Labor and Employment
New Federal Workforce Mobility Act Would Further Limit Non-Compete Agreements
By Katherine Witherspoon Fry
Last week, politicians reintroduced the federal Workforce Mobility Act, a bipartisan bill intended to limit the use of non-compete agreements with U.S. employees. As the bill states, “economists now estimate that 1 in 5 workers is covered by a non-compete agreement.” It further finds that non-compete agreements are “blunt instruments that crudely protect employer interests and place a drag on national productivity by forcing covered workers to wither idle for long periods of time or leave the industries in which the workers have honed their skills altogether… [they] also reduce wages, restrict worker mobility, impinge on the freedom of a worker to maximize labor market potential, and slow the pace of innovation in the United States.” TheWorkforce Mobility Act would:
- Limit the use of non-competes to business sales and dissolution of partnerships;
- Require most employers to post a notice of the law for employees;
- Allow the Federal Trade Commission to bring an action to enforce the act according to the Federal Trade Commission Act;
- Direct the Department of Labor to investigate violations – confidentially - and allow it and state attorneys general to bring legal action against the employer who uses a non-compete; and
- Provide that employees may sue their employers or former employers to enforce the act, recovering both actual damages and attorney’s fees and costs.

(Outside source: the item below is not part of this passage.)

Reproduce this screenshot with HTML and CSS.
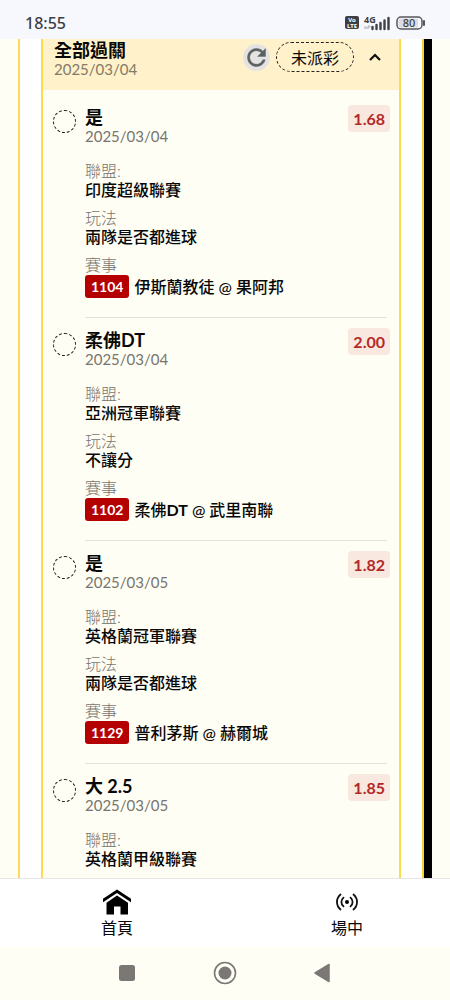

If this act passes, it will expose employers to a minefield of liabilities and enforcement actions. At this point, given both the proposed FTC rule banning non-competes, discussed in my previous blog, companies need to meet with their attorneys regarding protecting information, assets, and business by means of other agreements. Prediction from this litigator/ agreement drafter: if this bill passes, a great deal of litigation is coming. This bill doesn’t allow employees to agree to arbitrate any of these disputes. Employees will have little disincentive to file because they will recover their attorney’s fees and costs if they win the lawsuit.
Looking forward, it will be more important than ever to craft an up-to-date agreement with employees to protect a business and its trade secrets.